Heather I know you are in heaven sitting amongst the angels. I send my sincere and deepest condolences to your family. While loss is never easy it's more difficult when it's sudden and unexpected. For your friends that you leave behind I pray for us as well. I pray that we cherish all the memories of Heather and celebrate the life she lived while she was here. She is gone too soon but will never be forgotten.
I love you Heather
Heather you came to Earth to see us, to look into our souls.
We saw your beautiful face but did we notice your beautiful soul?
You’re gone now where we only have a memory to hold and a picture in our mind
You’re gone too soon, and you are the people we need to remind us to be kind.
We will light a candle to remind us how brief was your time and ours
And how we will miss your light on Earth.
A butterfly lights beside us like a sunbeam
And for a brief moment its glory and beauty belong to our world
But then it flies again
And though we wish it could have stayed…
We feel lucky to have seen it.
Unknown
Carson and Elizabeth Olinger
Aunt Maria
If everyone in this world would "celebrate regularly the fact that every human being is unique", mix in a little compassion for humanity, and strive to respect, appreciate, honor, love, and encourage, and yes,
'cherish' their fellow man, remembering to highlight often each other's strengths, for I truly do believe that every human being has been intrinsically (at birth, but possibly not surfacing nor developing until later in their lifetime) gifted individually, in special areas, and that man's basic nature is innately good. If we all would consider the worth of each other from a more positive perspective on a daily basis and believe in our hearts what I have just expressed, this world would be a much better place for us all to co-exist and co-habit. Love Always, Mums
[The original of this tribute was penned and sent to Heather as a creative writing in May of 2008.]
Leave a Tribute
Cherry Blossoms .. .. .
Reminiscing.....Heather's favorite fruit was the cherry! As a toddler, she quickly learned to ask for 'dessert first'.....especially 'Chee Pie'.....she did not want to risk eating her meal first....for she knew she might not then have room for dessert! She wasn't taking any chances! Cherry Cheesecake was also a favorite. Love of cherries kind of runs in the family.....Sean makes the best waffles with dark sweet cherries that anyone's ever tasted......one of his culinary specialties! And Jennifer loves and favors cherries as well...... .....especially cherry pie and cherry cheesecake!

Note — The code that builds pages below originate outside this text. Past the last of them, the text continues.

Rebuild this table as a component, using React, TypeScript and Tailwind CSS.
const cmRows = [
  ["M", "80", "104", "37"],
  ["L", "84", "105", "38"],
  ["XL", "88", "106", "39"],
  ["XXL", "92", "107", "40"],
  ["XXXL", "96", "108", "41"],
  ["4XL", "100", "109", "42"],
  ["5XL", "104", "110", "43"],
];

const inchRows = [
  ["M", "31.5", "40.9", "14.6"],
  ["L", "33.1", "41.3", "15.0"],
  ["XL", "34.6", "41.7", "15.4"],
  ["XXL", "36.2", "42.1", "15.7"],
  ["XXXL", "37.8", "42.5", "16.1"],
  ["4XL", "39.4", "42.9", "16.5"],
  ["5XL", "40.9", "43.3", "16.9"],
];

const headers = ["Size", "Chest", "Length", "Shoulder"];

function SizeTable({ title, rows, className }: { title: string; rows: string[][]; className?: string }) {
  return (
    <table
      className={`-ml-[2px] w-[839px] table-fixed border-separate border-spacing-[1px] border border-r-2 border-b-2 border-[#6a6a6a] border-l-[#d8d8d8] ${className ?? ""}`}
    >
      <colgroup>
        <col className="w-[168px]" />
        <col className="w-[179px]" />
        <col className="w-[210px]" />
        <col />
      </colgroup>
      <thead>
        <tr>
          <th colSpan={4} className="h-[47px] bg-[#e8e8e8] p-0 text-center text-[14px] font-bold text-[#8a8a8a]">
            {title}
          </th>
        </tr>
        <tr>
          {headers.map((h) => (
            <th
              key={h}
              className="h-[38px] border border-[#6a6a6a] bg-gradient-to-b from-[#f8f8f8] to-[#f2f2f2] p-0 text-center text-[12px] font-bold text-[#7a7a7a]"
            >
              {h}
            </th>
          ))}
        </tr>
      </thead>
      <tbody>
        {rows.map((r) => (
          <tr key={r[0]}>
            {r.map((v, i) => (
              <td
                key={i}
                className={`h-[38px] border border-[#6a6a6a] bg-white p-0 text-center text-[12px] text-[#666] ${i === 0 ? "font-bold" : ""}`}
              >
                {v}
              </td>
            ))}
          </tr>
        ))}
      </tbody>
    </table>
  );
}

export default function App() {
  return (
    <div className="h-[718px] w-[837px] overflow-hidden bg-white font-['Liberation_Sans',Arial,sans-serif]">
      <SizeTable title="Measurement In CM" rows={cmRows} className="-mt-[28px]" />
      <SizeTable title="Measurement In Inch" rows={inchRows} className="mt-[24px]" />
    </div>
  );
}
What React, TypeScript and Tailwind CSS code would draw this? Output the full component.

Oh how Heather would have loved The Cherry Republic Stores!!! A Company in Michigan, based in Glen Arbor, selling mostly products containing cherries, currently along with five other stores in this State. Ann Arbor, Frankenmuth, Traverse City, Holland and Charlevoix. The cherry orchards most plentiful remain in Traverse City, the Cherry Capital of Michigan and of this country.
Missing her buoyant and happy spirit, her delight in discoveries, expressions of creativity and caring heart for rescue animals and the disadvantaged in this world. She had so much energy and potential, it's still difficult and painful at times to accept that she is no longer here on God's Green Acres. Peace be with you, h..........

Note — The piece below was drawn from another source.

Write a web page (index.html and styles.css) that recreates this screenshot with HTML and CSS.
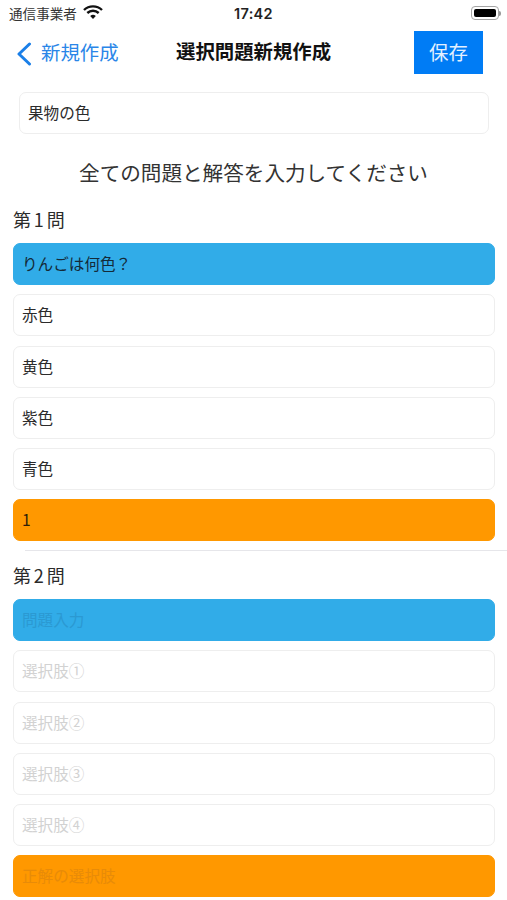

Love you Bunches and Missing you, Babe, always and forever, Mums
The Holiday of Hearts, A Very Special Valentine in 1973
Heather remains my Princess of Hearts in my heart of hearts and will forevermore. As Time marches on, it seems that our world changes daily in this era, especially with ever increasing new developments in technology, but love in our hearts remains and grows deeper with each passing day. Developing a deeper appreciation and sense of gratefulness for the years that we were able to enjoy Heather's presence on earth have helped to diminish the thrust of such a great loss. However, she will truly be 'Forever Missed' as long as we remain living in the flesh on this earth.
Heather was born on Valentine's Day in February of 1973 and it was so special to have given birth on a Holiday! And it was the 'second time in a row'..... for Sean was born on Thanksgiving Day several years earlier! [That February, family speculation was that my baby may be born on other family members' February birthdays, but that did not happen, for when she did arrive, her own special day was established on the Holiday of Hearts. What a beautiful Valentine surprise!]

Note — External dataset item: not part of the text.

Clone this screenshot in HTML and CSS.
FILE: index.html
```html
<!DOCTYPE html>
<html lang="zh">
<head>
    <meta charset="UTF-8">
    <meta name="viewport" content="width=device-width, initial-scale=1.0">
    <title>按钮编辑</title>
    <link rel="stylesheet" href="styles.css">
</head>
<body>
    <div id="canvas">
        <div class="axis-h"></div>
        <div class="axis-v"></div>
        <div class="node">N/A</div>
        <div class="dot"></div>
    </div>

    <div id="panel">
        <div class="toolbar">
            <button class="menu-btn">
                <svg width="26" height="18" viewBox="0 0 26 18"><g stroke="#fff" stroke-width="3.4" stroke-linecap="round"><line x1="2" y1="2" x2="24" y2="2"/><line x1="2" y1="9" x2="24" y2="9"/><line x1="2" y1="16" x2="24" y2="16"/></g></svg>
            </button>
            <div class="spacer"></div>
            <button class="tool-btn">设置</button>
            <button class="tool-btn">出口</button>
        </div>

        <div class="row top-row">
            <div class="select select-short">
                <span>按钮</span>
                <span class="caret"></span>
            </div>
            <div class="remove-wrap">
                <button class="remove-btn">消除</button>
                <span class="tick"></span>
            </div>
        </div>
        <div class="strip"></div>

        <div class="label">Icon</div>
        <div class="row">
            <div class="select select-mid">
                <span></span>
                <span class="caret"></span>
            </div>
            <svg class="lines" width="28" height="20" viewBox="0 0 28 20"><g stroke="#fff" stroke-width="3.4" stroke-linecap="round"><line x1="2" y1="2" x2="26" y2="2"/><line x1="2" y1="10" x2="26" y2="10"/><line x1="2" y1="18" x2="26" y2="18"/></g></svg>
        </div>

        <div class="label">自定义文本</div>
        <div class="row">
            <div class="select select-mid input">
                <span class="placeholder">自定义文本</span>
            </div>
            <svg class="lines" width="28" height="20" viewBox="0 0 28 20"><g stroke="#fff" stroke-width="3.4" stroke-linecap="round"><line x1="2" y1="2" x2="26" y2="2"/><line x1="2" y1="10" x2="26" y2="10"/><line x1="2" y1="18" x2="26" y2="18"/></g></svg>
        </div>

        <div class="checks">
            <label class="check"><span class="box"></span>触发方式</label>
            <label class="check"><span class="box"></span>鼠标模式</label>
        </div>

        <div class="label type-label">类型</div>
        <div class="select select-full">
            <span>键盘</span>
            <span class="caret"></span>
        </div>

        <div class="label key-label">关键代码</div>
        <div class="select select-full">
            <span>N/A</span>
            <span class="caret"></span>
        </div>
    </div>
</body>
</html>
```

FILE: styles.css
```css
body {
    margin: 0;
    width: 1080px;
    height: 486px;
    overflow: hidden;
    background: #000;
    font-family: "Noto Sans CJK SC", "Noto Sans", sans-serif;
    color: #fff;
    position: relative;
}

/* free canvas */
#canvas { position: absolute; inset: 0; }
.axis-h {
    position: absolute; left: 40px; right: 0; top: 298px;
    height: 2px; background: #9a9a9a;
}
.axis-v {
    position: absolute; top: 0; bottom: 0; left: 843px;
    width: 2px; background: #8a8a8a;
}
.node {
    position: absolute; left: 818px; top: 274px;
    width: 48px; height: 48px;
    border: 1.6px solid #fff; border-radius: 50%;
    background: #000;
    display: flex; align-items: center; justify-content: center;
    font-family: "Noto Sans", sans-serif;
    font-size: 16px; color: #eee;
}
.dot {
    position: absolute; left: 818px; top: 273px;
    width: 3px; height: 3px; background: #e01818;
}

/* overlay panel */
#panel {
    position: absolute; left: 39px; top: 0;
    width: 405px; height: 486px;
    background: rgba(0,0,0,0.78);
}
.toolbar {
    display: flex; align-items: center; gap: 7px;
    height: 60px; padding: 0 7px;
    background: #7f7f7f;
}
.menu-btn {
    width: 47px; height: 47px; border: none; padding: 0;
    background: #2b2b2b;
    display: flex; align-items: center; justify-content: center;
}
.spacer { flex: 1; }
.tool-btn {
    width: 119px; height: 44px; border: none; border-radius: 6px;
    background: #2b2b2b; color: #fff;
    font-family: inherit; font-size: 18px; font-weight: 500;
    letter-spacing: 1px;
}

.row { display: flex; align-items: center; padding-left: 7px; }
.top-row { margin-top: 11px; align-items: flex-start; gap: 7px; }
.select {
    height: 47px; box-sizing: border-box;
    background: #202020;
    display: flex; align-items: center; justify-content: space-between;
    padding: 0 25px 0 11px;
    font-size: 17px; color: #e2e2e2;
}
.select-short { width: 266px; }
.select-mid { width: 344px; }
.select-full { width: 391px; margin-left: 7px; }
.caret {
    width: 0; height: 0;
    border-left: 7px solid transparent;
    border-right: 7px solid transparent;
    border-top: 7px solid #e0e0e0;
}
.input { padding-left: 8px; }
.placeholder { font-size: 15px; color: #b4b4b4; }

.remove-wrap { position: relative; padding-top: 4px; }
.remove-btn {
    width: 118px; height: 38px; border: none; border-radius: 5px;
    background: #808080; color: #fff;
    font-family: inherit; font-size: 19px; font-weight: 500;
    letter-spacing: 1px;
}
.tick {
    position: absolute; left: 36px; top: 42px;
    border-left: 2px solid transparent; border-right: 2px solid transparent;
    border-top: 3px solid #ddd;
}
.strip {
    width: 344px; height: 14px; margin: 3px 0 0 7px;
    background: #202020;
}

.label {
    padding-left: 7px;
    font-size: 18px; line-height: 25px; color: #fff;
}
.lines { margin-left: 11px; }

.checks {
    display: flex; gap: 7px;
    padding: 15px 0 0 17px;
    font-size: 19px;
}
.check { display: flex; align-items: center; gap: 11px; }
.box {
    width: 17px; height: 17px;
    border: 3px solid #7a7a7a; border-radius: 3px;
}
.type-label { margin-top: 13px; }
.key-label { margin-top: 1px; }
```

Life itself is indeed a precious gift, not to be taken for granted and giving birth to one's own is an experience like none other. Our Creator and Mother Nature are amazing and Nick and I were wonderfully and bountifully blessed to have had a boy, then a girl and been known as Sean's/Heather's Dad/Mom. Gaining a new identity was one of the perks, a parental pleasure.
Love never fades, increasing and deepening profoundly when seasoned through the years with age and wisdom. Holding you in my heart forever, h, love always, Mums
Blossoms, Butterflies and Beliefs
Heather was truly her "own kind of beautiful" .. .
Remembering Heather lately, the three B's in the title above came to mind, along with Heather's passion for Nature and her Creator. She loved fresh flowers and often expressed her love for others through gifts of fresh bouquets or a single beautiful flower, usually a rose. She would frequently send gorgeous floral photos to me (and possibly to others as well, I don't know) through the text feature on her cell phone. There was usually no text message, only a powerful or exceptional floral photo. The last one that I received from her was a stunning floral photo that included a butterfly hovering above it. (In an internet search this a.m. for a similar photo, I discovered an awesome butterfly that h would have appreciated, a Ulysses butterfly, a large, beautiful swallowtail.) ---What a wonderful way of saying 'I love you' or 'I am thinking of you', by texting a photo that she knew would be enjoyed and appreciated! We miss so many of the things that she did, but realize now what a big impact they had upon our lives.
As a very young child, Heather was fascinated by and intrigued with caterpillars and butterflies and she and Sean would chase butterflies with nets at Grandma's house in the Summertime. As an adult, the process of Metamorphosis meant a lot to Heather and with it......deep thoughts, pondering change and transformation. Discussions about many subjects could become rather lengthy with her, but always remained very interesting to learn her perceptions, observations, deductions and opinions. It was delightful to hear her expressions about the newest knowledge she had just acquired or discovered.....or all about her latest faith venture. Heather had a personal relationship with her Creator and studied the Bible and Christianity in depth. Her Baptism as an adult was very meaningful to her and was a milestone in her faith journey as well as a spiritual awakening and transformation time. She was plucked for God's Garden in His Timing, not ours, for we certainly were not ready nor prepared for her passing. At this point, it still seems a bit surreal, to me at least, and a mixture of fact and fantasy. It takes time. There will always remain a void in my heart and soul that no one else will ever be able to replicate or fill.